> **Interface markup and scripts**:
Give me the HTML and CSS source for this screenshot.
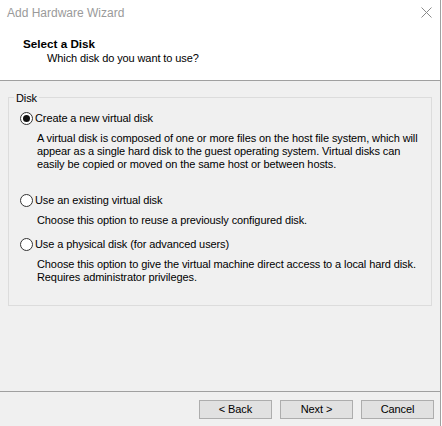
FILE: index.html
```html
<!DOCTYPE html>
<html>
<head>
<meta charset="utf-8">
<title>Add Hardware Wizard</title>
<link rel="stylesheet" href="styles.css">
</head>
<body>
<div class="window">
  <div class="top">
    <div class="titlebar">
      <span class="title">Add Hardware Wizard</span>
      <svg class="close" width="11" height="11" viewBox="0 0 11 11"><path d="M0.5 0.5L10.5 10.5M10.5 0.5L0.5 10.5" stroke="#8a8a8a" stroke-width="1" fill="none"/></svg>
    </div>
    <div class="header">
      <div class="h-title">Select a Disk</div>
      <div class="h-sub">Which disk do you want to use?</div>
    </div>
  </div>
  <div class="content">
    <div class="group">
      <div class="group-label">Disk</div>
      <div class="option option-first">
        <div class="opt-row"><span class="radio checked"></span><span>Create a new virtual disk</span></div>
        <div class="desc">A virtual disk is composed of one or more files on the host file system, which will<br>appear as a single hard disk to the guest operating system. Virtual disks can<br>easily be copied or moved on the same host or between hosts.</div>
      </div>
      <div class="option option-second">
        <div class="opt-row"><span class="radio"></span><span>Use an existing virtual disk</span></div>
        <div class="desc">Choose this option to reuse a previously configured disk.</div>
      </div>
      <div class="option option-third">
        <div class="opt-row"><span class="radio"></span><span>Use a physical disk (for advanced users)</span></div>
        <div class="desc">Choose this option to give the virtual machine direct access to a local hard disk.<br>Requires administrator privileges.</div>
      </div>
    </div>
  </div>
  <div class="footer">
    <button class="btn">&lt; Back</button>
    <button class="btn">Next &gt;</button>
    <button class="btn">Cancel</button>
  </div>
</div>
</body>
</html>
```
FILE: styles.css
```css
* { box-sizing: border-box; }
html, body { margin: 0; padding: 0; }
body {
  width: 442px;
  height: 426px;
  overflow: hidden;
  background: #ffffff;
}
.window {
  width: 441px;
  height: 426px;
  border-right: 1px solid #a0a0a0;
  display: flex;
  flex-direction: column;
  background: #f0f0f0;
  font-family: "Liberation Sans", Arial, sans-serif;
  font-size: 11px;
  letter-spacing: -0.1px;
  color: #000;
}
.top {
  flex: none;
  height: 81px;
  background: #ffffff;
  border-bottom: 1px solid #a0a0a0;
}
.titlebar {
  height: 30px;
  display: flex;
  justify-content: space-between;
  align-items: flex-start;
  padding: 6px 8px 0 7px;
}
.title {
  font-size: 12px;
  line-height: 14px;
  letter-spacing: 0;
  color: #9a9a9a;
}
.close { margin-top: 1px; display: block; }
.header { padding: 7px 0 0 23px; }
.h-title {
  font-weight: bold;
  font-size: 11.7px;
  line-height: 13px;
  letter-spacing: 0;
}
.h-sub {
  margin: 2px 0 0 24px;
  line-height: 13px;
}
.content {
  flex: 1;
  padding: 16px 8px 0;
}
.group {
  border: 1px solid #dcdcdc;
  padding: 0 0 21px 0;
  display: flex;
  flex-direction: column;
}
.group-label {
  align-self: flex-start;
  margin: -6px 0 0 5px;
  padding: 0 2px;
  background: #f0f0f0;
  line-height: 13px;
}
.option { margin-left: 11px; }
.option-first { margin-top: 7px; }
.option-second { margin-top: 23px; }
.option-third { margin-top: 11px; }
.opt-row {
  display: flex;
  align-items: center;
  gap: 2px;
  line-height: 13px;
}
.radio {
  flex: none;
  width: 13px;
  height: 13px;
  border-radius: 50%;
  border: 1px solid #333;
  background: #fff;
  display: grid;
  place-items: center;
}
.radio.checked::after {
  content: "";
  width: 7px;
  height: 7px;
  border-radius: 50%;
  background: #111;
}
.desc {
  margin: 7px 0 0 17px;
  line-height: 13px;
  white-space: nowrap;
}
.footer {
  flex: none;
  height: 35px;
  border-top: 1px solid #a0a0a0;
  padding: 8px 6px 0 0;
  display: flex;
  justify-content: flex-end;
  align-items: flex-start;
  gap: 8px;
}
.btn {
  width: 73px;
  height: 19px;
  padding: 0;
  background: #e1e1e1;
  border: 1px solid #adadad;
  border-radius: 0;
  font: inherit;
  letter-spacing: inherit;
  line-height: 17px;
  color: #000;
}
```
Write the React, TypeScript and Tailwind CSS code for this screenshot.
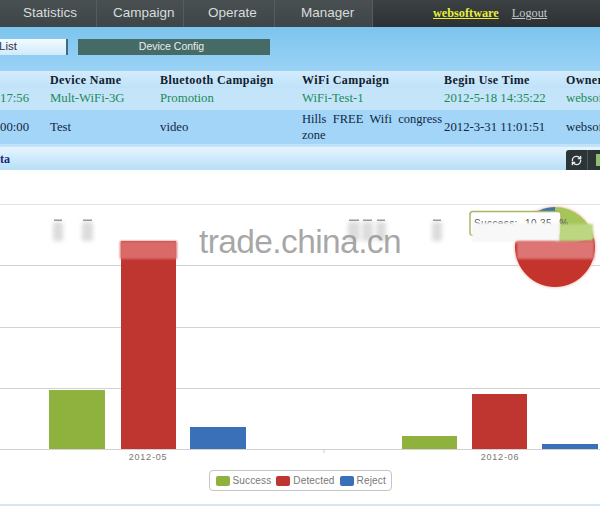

> **What you have to do**: Copy out each record shown above without alteration, skipping any picture.

> **Full output**:
Give me the HTML and CSS source for this screenshot.
FILE: index.html
```html
<!DOCTYPE html>
<html>
<head>
<meta charset="utf-8">
<title>Add Hardware Wizard</title>
<link rel="stylesheet" href="styles.css">
</head>
<body>
<div class="window">
  <div class="top">
    <div class="titlebar">
      <span class="title">Add Hardware Wizard</span>
      <svg class="close" width="11" height="11" viewBox="0 0 11 11"><path d="M0.5 0.5L10.5 10.5M10.5 0.5L0.5 10.5" stroke="#8a8a8a" stroke-width="1" fill="none"/></svg>
    </div>
    <div class="header">
      <div class="h-title">Select a Disk</div>
      <div class="h-sub">Which disk do you want to use?</div>
    </div>
  </div>
  <div class="content">
    <div class="group">
      <div class="group-label">Disk</div>
      <div class="option option-first">
        <div class="opt-row"><span class="radio checked"></span><span>Create a new virtual disk</span></div>
        <div class="desc">A virtual disk is composed of one or more files on the host file system, which will<br>appear as a single hard disk to the guest operating system. Virtual disks can<br>easily be copied or moved on the same host or between hosts.</div>
      </div>
      <div class="option option-second">
        <div class="opt-row"><span class="radio"></span><span>Use an existing virtual disk</span></div>
        <div class="desc">Choose this option to reuse a previously configured disk.</div>
      </div>
      <div class="option option-third">
        <div class="opt-row"><span class="radio"></span><span>Use a physical disk (for advanced users)</span></div>
        <div class="desc">Choose this option to give the virtual machine direct access to a local hard disk.<br>Requires administrator privileges.</div>
      </div>
    </div>
  </div>
  <div class="footer">
    <button class="btn">&lt; Back</button>
    <button class="btn">Next &gt;</button>
    <button class="btn">Cancel</button>
  </div>
</div>
</body>
</html>
```
FILE: styles.css
```css
* { box-sizing: border-box; }
html, body { margin: 0; padding: 0; }
body {
  width: 442px;
  height: 426px;
  overflow: hidden;
  background: #ffffff;
}
.window {
  width: 441px;
  height: 426px;
  border-right: 1px solid #a0a0a0;
  display: flex;
  flex-direction: column;
  background: #f0f0f0;
  font-family: "Liberation Sans", Arial, sans-serif;
  font-size: 11px;
  letter-spacing: -0.1px;
  color: #000;
}
.top {
  flex: none;
  height: 81px;
  background: #ffffff;
  border-bottom: 1px solid #a0a0a0;
}
.titlebar {
  height: 30px;
  display: flex;
  justify-content: space-between;
  align-items: flex-start;
  padding: 6px 8px 0 7px;
}
.title {
  font-size: 12px;
  line-height: 14px;
  letter-spacing: 0;
  color: #9a9a9a;
}
.close { margin-top: 1px; display: block; }
.header { padding: 7px 0 0 23px; }
.h-title {
  font-weight: bold;
  font-size: 11.7px;
  line-height: 13px;
  letter-spacing: 0;
}
.h-sub {
  margin: 2px 0 0 24px;
  line-height: 13px;
}
.content {
  flex: 1;
  padding: 16px 8px 0;
}
.group {
  border: 1px solid #dcdcdc;
  padding: 0 0 21px 0;
  display: flex;
  flex-direction: column;
}
.group-label {
  align-self: flex-start;
  margin: -6px 0 0 5px;
  padding: 0 2px;
  background: #f0f0f0;
  line-height: 13px;
}
.option { margin-left: 11px; }
.option-first { margin-top: 7px; }
.option-second { margin-top: 23px; }
.option-third { margin-top: 11px; }
.opt-row {
  display: flex;
  align-items: center;
  gap: 2px;
  line-height: 13px;
}
.radio {
  flex: none;
  width: 13px;
  height: 13px;
  border-radius: 50%;
  border: 1px solid #333;
  background: #fff;
  display: grid;
  place-items: center;
}
.radio.checked::after {
  content: "";
  width: 7px;
  height: 7px;
  border-radius: 50%;
  background: #111;
}
.desc {
  margin: 7px 0 0 17px;
  line-height: 13px;
  white-space: nowrap;
}
.footer {
  flex: none;
  height: 35px;
  border-top: 1px solid #a0a0a0;
  padding: 8px 6px 0 0;
  display: flex;
  justify-content: flex-end;
  align-items: flex-start;
  gap: 8px;
}
.btn {
  width: 73px;
  height: 19px;
  padding: 0;
  background: #e1e1e1;
  border: 1px solid #adadad;
  border-radius: 0;
  font: inherit;
  letter-spacing: inherit;
  line-height: 17px;
  color: #000;
}
```
Write the React, TypeScript and Tailwind CSS code for this screenshot.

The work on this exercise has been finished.